I have been thinking a lot about this project lately. From start I have thought that I want a database as the base for my new model compiler. This kind of thinking is based on the fact that you need a meta-model for your modelling language. Since UML is my modelling language the metamodel can also be expressed easily in UML itself and the class diagrams from UML maps easily to a database. Once you have a metamodel for your modelling language you can easily navigate around it and generate the target code. Well, in my case code, if you look at the OMG MDA stuff they tend to talk about model to model transformations and call code a model. Well, sure it is but it turns too many heads around so lets call it code.
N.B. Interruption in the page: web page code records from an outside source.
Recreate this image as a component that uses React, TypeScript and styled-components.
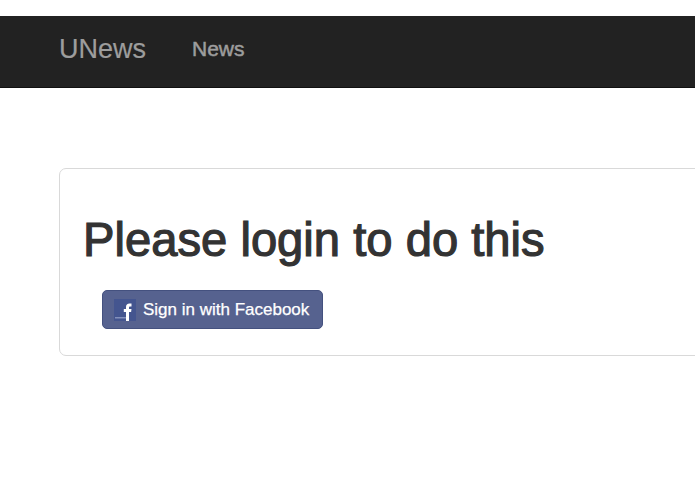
import React from "react";
import styled, { createGlobalStyle } from "styled-components";

const GlobalStyle = createGlobalStyle`
	html, body {
		margin: 0;
		padding: 0;
		background: #fff;
		overflow: hidden;
		font-family: "Liberation Sans", Arial, sans-serif;
	}
`;

export default function App() {
	return (
		<>
			<GlobalStyle />
			<Page>
				<Navbar>
					<Brand>UNews</Brand>
					<NavLink>News</NavLink>
				</Navbar>
				<Content>
					<Well>
						<Heading>Please login to do this</Heading>
						<FacebookButton>
							<FacebookIcon viewBox="0 0 22 22" aria-hidden="true">
								<rect width="22" height="22" fill="#44558f" />
								<rect x="1" y="18" width="13" height="1.500" fill="#8390bb" />
								<path d="M12 22v-9H9.800v-3H12V8c0-2.400 1.300-3.600 3.500-3.600h2v3h-1.300c-.9 0-1.200.4-1.200 1.200V10h2.500l-.4 3H15v9z" fill="#fff" />
							</FacebookIcon>
							Sign in with Facebook
						</FacebookButton>
					</Well>
				</Content>
			</Page>
		</>
	);
}

const Page = styled.div`
	width: 695px;
	height: 494px;
	padding-top: 16px;
	box-sizing: border-box;
	overflow: hidden;
`;

const Navbar = styled.nav`
	height: 72px;
	box-sizing: border-box;
	padding: 0 0 5px 59px;
	display: flex;
	align-items: center;
	background: #222;
	border-bottom: 1px solid #111;
`;

const Brand = styled.a`
	font-size: 27px;
	color: #9d9d9d;
	margin-right: 46px;
	-webkit-text-stroke: 0.2px #9d9d9d;
`;

const NavLink = styled.a`
	font-size: 21px;
	color: #9d9d9d;
	-webkit-text-stroke: 0.5px #9d9d9d;
`;

const Content = styled.main`
	padding: 80px 0 0 59px;
`;

const Well = styled.section`
	width: 700px;
	height: 188px;
	box-sizing: border-box;
	padding: 44px 23px 0;
	background: #fff;
	border: 1px solid #d9d9d9;
	border-radius: 7px;
`;

const Heading = styled.h1`
	margin: 0 0 23px;
	font-size: 47.200px;
	line-height: 54px;
	font-weight: 400;
	color: #333;
	-webkit-text-stroke: 1.200px #333;
`;

const FacebookButton = styled.button`
	margin-left: 19px;
	width: 221px;
	height: 39px;
	display: flex;
	align-items: center;
	gap: 7px;
	padding: 0 0 0 11px;
	box-sizing: border-box;
	font-family: inherit;
	font-size: 17px;
	color: #fff;
	-webkit-text-stroke: 0.25px #fff;
	background: #56628f;
	border: 1px solid #44517f;
	border-radius: 5px;
`;

const FacebookIcon = styled.svg`
	width: 22px;
	height: 22px;
`;
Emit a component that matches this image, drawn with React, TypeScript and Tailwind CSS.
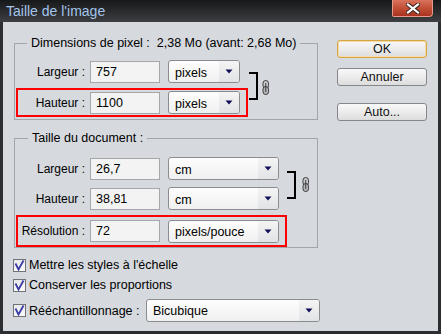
import React from "react";

function Arrow() {
  return (
    <svg width="8" height="5" viewBox="0 0 8 5">
      <path d="M0.5 0.5 H7.5 L4 4.5 Z" fill="#10105a" />
    </svg>
  );
}

function Select({ w, label }: { w: string; label: string }) {
  return (
    <div
      className={`${w} h-[23px] ml-[8px] flex items-stretch rounded-[3px] border border-[#8a8c8f] bg-gradient-to-b from-[#fdfdfd] to-[#f0f0f0] overflow-hidden`}
    >
      <div className="flex-1 flex items-center pl-[6px] text-[12.5px] leading-[16px] pt-[2px]">{label}</div>
      <div className="w-[20px] flex items-center justify-center bg-gradient-to-b from-[#f4f4f4] to-[#e2e3e5]">
        <Arrow />
      </div>
    </div>
  );
}

function Input({ value }: { value: string }) {
  return (
    <div className="w-[70px] h-[22px] ml-[5px] border border-[#a4a6a9] bg-[#f3f3f3] flex items-center pl-[5px] text-[12.5px] leading-[16px]">
      {value}
    </div>
  );
}

function Row({
  label,
  value,
  unit,
  red,
  w,
  h,
  sw,
}: {
  label: string;
  value: string;
  unit: string;
  red?: boolean;
  w: string;
  h: string;
  sw: string;
}) {
  return (
    <div
      className={`${w} ${h} border-2 ${red ? "border-[#ff0000]" : "border-transparent"} flex items-center`}
    >
      <div className="w-[67px] text-right text-[12px] leading-[16px] whitespace-nowrap">{label}</div>
      <Input value={value} />
      <Select w={sw} label={unit} />
    </div>
  );
}

function Link() {
  return (
    <svg width="8" height="15" viewBox="0 0 8 15">
      <rect x="1" y="0.5" width="5.5" height="8" rx="2.75" fill="#c9cbce" stroke="#3a3a3a" strokeWidth="1" />
      <rect x="1" y="6.5" width="5.5" height="8" rx="2.75" fill="#b6b8bb" stroke="#3a3a3a" strokeWidth="1" />
      <line x1="3.75" y1="3" x2="3.75" y2="12" stroke="#3a3a3a" strokeWidth="1" />
    </svg>
  );
}

function Check() {
  return (
    <div className="w-[13px] h-[13px] border border-[#707276] bg-gradient-to-b from-[#e9eaec] to-[#fafafa] flex items-center justify-center">
      <svg width="11" height="11" viewBox="0 0 11 11">
        <path d="M1.5 3.5 L4.5 9.5 L9.5 0.5" fill="none" stroke="#3b3ba6" strokeWidth="1.8" />
      </svg>
    </div>
  );
}

function Button({ label, def }: { label: string; def?: boolean }) {
  return (
    <div
      className={`w-[90px] h-[18px] rounded-[3px] border ${
        def ? "border-[#d8a546] shadow-[inset_0_0_0_1px_#f5dca6]" : "border-[#85878a]"
      } bg-gradient-to-b from-[#f8f8f8] via-[#ececec] to-[#dcdcdc] flex items-center justify-center text-[12.5px] leading-[14px] text-[#111]`}
    >
      {label}
    </div>
  );
}

export default function App() {
  return (
    <div className="w-[441px] h-[334px] bg-[#2b2d30] flex flex-col font-['Liberation_Sans',Arial,sans-serif] text-black">
      <div className="h-[22px] flex items-start bg-gradient-to-b from-[#17181a] to-[#3d3f42]">
        <span className="pl-[6px] text-[14px] leading-[22px] text-[#a3c5ea]">Taille de l'image</span>
        <div className="flex-1" />
        <div className="mr-[8px] w-[41px] h-[17px] rounded-br-[4px] rounded-bl-[2px] border border-[#e69a8a] border-t-0 bg-gradient-to-b from-[#d9735c] via-[#c24f38] to-[#a9321f] flex items-center justify-center">
          <svg width="14" height="11" viewBox="0 0 14 11">
            <path d="M2 1.5 L12 9.5 M12 1.5 L2 9.5" stroke="#3a2520" strokeWidth="4.2" strokeLinecap="square" />
            <path d="M2 1.5 L12 9.5 M12 1.5 L2 9.5" stroke="#ffffff" strokeWidth="2.2" strokeLinecap="square" />
          </svg>
        </div>
      </div>
      <div className="mx-[3px] mb-[3px] flex-1 bg-[#d6d9de] pl-[11px] pt-[13px] flex flex-col">
        <div className="flex gap-[19px]">
          <div className="w-[304px] flex flex-col gap-[10px]">
            <fieldset className="border border-[#a2a6ab] pb-[2px]">
              <legend className="ml-[12px] px-[4px] text-[12.5px] leading-[16px] whitespace-nowrap">
                Dimensions de pixel :&nbsp; 2,38 Mo (avant: 2,68 Mo)
              </legend>
              <div className="flex pl-[1px] mt-[6px] items-start">
                <div className="flex flex-col gap-[2px]">
                  <Row label="Largeur :" value="757" unit="pixels" w="w-[232px]" h="h-[29px]" sw="w-[72px]" />
                  <Row label="Hauteur :" value="1100" unit="pixels" red w="w-[232px]" h="h-[29px]" sw="w-[72px]" />
                </div>
                <div className="ml-[1px] mt-[15px] w-[9px] h-[28px] border-2 border-l-0 border-black" />
                <div className="ml-[4px] mt-[23px]">
                  <Link />
                </div>
              </div>
            </fieldset>
            <fieldset className="border border-[#a2a6ab]">
              <legend className="ml-[13px] px-[4px] text-[12.5px] leading-[16px] whitespace-nowrap">
                Taille du document :
              </legend>
              <div className="flex pl-[1px] mt-[8px] items-start">
                <div className="flex flex-col">
                  <Row label="Largeur :" value="26,7" unit="cm" w="w-[271px]" h="h-[29px]" sw="w-[111px]" />
                  <div className="mt-[1px]">
                    <Row label="Hauteur :" value="38,81" unit="cm" w="w-[271px]" h="h-[29px]" sw="w-[111px]" />
                  </div>
                  <div className="mt-[2px]">
                    <Row label="Résolution :" value="72" unit="pixels/pouce" red w="w-[271px]" h="h-[32px]" sw="w-[111px]" />
                  </div>
                </div>
                <div className="mt-[17px] w-[9px] h-[28px] border-2 border-l-0 border-black" />
                <div className="ml-[6px] mt-[23px]">
                  <Link />
                </div>
              </div>
            </fieldset>
          </div>
          <div className="flex flex-col mt-[5px] gap-[10px]">
            <Button label="OK" def />
            <Button label="Annuler" />
            <div className="mt-[7px]">
              <Button label="Auto..." />
            </div>
          </div>
        </div>
        <div className="mt-[7px] -ml-[1px] flex flex-col text-[12.5px] leading-[16px]">
          <div className="h-[20px] flex items-center gap-[3px]">
            <Check />
            <span>Mettre les styles à l'échelle</span>
          </div>
          <div className="h-[20px] flex items-center gap-[3px]">
            <Check />
            <span>Conserver les proportions</span>
          </div>
          <div className="h-[23px] mt-[4px] flex items-center">
            <Check />
            <span className="ml-[3px] w-[117px] whitespace-nowrap">Rééchantillonnage :</span>
            <div className="w-[174px] h-[23px] flex items-stretch rounded-[3px] border border-[#8a8c8f] bg-gradient-to-b from-[#fdfdfd] to-[#f0f0f0] overflow-hidden">
              <div className="flex-1 flex items-center pl-[6px] text-[12.5px] leading-[16px] pt-[1px]">Bicubique</div>
              <div className="w-[20px] flex items-center justify-center bg-gradient-to-b from-[#f4f4f4] to-[#e2e3e5]">
                <Arrow />
              </div>
            </div>
          </div>
        </div>
      </div>
    </div>
  );
}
So how about the code templates and the navigation? My current model compiler uses XSLT which has both the templates and navigation. They are mixed in the same file, which may not be optimal, but it works. The problem with XSLT is that its but for transforming XML. I should correct myself again before I get complaints. It's built to transform tree structures. XMI and XMI-Light are XML and can be handled by XSLT, no problem. Output does not need to be XML. In UMT output is XML but just so much that UMT knows what to emit to different files.
Here comes the problem. The UML metamodel is not a tree. UML models may occationally be possible to represent as a tree, but the UML metamodel is not one of those. In order to represent UML models in XMI (and XMI-Light) a mechanism to link nodes using id and idref attributes in XML has been choosen. This works, but it's awkward to navigate using XSLT. XSLT is a quite different language to learn and normal querying is complicated enough without having to mess with the id/idref stuff aswell.
This is where my brain has started ticking. Why not combine the best of two worlds.
How hard can it be? The XSLT engines I have come across all work on a DOM XML parser. DOM is hierarchical in its roots but really it's just a matter of tweaking the interior a bit so that instead of beeing so XML-ish it becomes more DB-ish. It should be possible to keep the DOM interface to it as far as the XSLT engine cares.
The second problem is that XSLT uses axes to do its queries on the XML document it tries to transform. One axis is child, in which you navigte to children of an element. In UML lingo this is kind of similar to navigating from onc class to another. Other axes are parent and sibling. When the structure is no longer hierarchical these just make no sense anymore. So the XSLT parser need to be hacked to stumble on these.
Of cource the database does not have to be a database in the traditional sense. It may well be an in memory database. It probably will get us a much faster model compilation if it is.
Another thing that needs to be hacked is the XML-loading. We really need to resolve these id/idref stuff and replace with associations between objects instead. This is probably more complicated then the rest of the changes all together.
This really does not sound too complicated. Does it? I have done some internet searches to see what's already been done but I have not yet found something really interesting.